A que abusos não pode levar um texto ambíguo desses, posto em mãos de mal-intencionados?

* * *

O art. 5º, § 43 dispõe que “as entidades associativas, quando expressamente autorizadas, na forma de seu estatuto ou seu instrumento constitutivo, têm legitimidade para representar seus filiados em juízo ou fora dele”.

O conceito de “entidade associativa”, contudo, é nebuloso. Pois, uma vez que existe uma “entidade”, existe uma pessoa jurídica. E a pessoa jurídica, quando não constitui fundação, constitui necessariamente associação.

Tal seria, também, que essas “entidades associativas”, “quando expressamente autorizadas”, não possuíssem “legitimidade para representar seus filiados em juízo ou fora dele”. Assim, qual a razão de ser deste parágrafo?

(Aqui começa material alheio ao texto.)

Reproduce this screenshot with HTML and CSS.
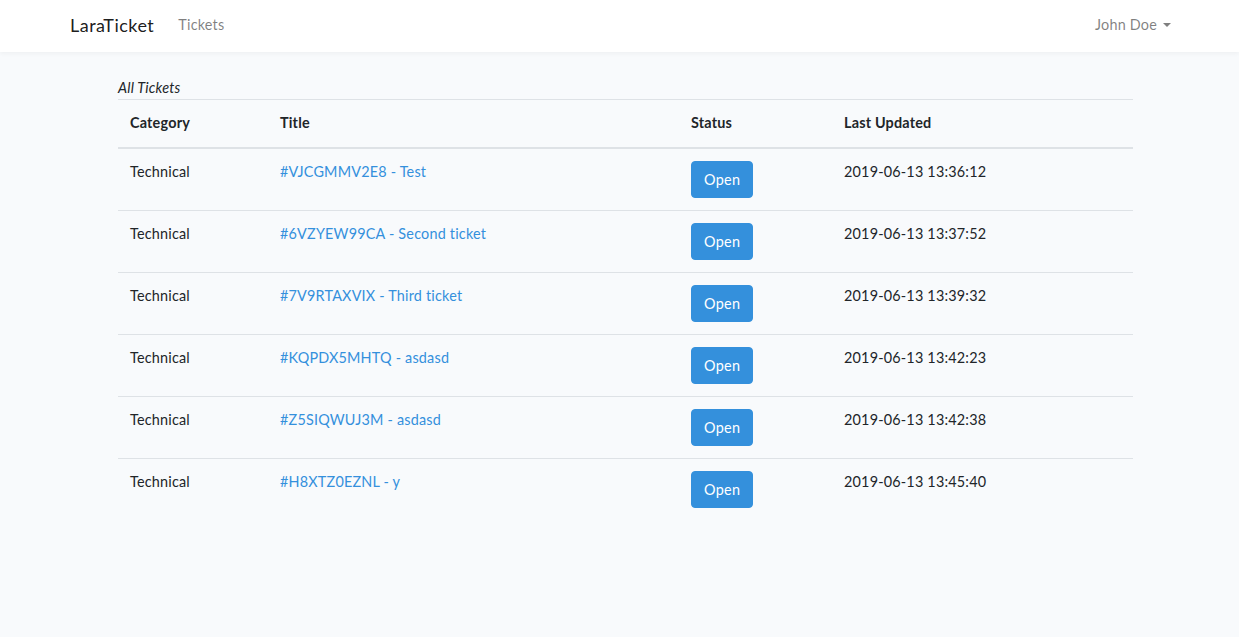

[1] Compare-se a título informativo, o art. 160 do Substitutivo Cabral 2 , com os arts. 90 e 91 da Constituição vigente:

“Art. 90 – As Forças Armadas, constituídas pela Marinha, pelo Exército e pela Aeronáutica, são instituições nacionais, permanentes e regulares, organizadas com base na hierarquia e na disciplina, sob a autoridade suprema do Presidente da República e dentro dos limites da lei.

“Art. 91 – As Forças Armadas, essenciais à execução da política de segurança nacional, destinam-se à defesa da Pátria e à garantia dos poderes constituídos, da lei e da ordem.

“Parágrafo único – Cabe ao Presidente da República a direção da política da guerra e a escolha dos Comandantes-Chefes”.